Contractions of quasi relation algebras and applications to representability
Andrew Craig, Wilmari Morton, Claudette Robinson
TL;DR
This work extends the theory of relation algebras to quasi relation algebras by introducing contractions $p\mathbf{A}p$ built from positive symmetric idempotents $p$. It shows that contractions of distributive qRAs preserve representability, providing a mechanism to generate new representable algebras from existing ones through a relabeled quotient on a representing poset. The authors exploit Up-structures, equivalence relations, and automorphisms to embed contractions into relational representations, ensuring preservation of all operations, including linear negations.

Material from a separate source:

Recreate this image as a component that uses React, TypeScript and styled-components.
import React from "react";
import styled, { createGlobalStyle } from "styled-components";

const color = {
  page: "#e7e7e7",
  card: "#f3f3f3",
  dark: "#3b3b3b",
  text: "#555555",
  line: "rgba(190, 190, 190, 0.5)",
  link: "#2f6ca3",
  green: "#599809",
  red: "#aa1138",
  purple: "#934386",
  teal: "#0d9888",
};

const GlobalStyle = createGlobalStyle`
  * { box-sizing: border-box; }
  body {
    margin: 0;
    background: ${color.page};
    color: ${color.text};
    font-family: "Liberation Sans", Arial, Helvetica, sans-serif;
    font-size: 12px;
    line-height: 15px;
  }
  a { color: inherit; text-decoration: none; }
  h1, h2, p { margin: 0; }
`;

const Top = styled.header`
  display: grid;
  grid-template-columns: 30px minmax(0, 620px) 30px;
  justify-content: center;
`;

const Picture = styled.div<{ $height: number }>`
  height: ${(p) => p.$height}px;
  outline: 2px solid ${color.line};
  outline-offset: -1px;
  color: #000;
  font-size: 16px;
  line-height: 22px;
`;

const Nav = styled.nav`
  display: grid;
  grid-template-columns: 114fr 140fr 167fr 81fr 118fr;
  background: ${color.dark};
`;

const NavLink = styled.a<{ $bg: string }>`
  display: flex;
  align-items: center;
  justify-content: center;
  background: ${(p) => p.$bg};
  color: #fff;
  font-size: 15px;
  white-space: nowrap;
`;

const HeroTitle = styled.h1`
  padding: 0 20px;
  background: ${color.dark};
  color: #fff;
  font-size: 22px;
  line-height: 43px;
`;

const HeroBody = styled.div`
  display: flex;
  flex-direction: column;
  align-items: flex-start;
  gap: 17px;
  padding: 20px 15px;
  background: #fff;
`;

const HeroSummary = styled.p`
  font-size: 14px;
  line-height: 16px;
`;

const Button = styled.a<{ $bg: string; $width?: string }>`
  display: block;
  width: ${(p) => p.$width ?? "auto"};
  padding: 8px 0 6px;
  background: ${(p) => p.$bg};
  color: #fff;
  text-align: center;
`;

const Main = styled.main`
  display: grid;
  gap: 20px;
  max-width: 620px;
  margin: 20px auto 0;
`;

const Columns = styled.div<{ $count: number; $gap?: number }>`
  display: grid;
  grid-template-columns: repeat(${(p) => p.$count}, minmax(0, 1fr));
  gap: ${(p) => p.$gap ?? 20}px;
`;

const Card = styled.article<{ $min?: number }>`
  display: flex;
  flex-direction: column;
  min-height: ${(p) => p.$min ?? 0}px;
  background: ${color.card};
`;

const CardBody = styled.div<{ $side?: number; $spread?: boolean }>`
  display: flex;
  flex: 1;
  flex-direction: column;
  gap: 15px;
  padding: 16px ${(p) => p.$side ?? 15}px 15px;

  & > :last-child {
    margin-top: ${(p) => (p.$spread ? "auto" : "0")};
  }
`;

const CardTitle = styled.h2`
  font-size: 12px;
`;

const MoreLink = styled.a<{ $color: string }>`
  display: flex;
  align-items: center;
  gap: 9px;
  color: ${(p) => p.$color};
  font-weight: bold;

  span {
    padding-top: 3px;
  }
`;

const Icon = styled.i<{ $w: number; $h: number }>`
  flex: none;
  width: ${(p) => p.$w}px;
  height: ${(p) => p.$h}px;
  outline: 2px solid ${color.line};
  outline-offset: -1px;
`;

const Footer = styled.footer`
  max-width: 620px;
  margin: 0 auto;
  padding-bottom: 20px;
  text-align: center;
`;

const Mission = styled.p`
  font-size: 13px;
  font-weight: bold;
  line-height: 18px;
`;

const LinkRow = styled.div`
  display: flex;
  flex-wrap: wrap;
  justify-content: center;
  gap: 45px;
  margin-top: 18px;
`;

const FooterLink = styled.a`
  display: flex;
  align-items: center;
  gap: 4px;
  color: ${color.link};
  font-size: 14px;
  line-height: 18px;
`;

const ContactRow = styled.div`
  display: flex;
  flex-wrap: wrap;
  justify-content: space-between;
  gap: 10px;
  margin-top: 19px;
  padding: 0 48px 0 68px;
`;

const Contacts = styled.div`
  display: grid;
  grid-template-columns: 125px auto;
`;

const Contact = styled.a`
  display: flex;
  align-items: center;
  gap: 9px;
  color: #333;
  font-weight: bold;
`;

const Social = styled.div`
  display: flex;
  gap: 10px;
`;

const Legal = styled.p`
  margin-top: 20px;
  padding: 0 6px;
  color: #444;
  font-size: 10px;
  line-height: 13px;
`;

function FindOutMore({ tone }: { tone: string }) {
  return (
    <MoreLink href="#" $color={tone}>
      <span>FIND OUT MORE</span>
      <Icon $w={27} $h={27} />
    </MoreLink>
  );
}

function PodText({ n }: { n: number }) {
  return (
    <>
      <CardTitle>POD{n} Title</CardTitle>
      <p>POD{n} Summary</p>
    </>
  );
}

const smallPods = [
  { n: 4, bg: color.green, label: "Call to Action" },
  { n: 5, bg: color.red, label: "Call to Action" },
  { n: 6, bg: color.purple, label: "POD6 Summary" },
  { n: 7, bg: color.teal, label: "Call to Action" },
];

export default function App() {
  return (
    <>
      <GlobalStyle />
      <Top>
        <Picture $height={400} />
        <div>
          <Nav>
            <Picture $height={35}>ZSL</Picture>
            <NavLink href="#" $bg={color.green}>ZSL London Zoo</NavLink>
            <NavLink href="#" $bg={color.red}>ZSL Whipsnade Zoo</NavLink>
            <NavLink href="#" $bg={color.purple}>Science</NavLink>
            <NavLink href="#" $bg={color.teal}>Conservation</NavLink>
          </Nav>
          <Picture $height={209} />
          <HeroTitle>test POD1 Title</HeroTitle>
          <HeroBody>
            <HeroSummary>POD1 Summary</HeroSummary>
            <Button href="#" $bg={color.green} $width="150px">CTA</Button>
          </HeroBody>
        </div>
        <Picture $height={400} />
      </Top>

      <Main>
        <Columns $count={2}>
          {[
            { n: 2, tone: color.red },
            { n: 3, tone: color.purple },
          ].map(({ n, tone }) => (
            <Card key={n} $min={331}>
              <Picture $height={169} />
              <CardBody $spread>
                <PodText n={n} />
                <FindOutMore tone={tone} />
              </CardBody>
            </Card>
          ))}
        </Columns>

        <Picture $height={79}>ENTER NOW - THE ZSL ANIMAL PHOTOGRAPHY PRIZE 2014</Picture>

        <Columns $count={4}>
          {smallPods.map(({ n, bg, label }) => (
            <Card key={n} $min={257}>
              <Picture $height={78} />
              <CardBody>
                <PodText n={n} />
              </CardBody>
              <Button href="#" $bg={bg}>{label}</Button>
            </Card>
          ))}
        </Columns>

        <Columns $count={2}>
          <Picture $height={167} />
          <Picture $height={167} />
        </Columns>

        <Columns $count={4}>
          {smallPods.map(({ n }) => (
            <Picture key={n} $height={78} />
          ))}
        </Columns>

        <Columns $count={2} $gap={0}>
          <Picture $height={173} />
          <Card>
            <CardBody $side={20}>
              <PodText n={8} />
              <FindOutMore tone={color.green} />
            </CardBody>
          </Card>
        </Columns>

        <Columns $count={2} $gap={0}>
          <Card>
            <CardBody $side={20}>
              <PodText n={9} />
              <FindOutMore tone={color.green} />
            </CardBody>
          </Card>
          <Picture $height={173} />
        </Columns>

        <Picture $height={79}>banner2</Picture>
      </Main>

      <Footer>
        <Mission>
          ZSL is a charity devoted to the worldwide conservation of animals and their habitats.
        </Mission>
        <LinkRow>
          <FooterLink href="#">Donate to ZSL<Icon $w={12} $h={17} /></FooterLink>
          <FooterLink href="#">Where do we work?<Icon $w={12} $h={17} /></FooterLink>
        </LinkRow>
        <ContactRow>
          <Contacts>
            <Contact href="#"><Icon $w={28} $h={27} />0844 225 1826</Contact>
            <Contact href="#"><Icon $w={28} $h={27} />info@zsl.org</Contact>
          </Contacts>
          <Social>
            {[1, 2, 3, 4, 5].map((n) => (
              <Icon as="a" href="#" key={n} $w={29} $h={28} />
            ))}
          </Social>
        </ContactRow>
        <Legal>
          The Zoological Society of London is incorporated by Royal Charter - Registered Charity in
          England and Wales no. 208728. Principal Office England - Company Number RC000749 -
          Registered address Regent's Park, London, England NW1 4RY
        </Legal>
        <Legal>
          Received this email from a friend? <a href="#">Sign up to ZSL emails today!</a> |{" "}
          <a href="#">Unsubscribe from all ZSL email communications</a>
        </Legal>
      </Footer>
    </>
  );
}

Additionally, they identify criteria for (non-)finite representability, proving that certain DqRAs cannot be represented on finite posets and establishing a contrapositive relationship between the finite representability of $\mathbf{A}$ and its contraction. These results yield a practical method to construct families of representable DqRAs and to recognize non-finitely representable ones, with concrete examples such as $D^6_{3,5,2}$ and related contractions.
Abstract
Quasi relation algebras (qRAs) were first described by Galatos and Jipsen in 2013. They are generalisations of relation algebras and can also be viewed as certain residuated lattice expansions. We identify positive symmetric idempotent elements in qRAs and show that they can be used to construct new qRAs, so-called contractions of the original algebra. We then show that the contraction of a distributive qRA will be representable when the original algebra is representable. Further, we identify a class of distributive qRAs that are not finitely representable.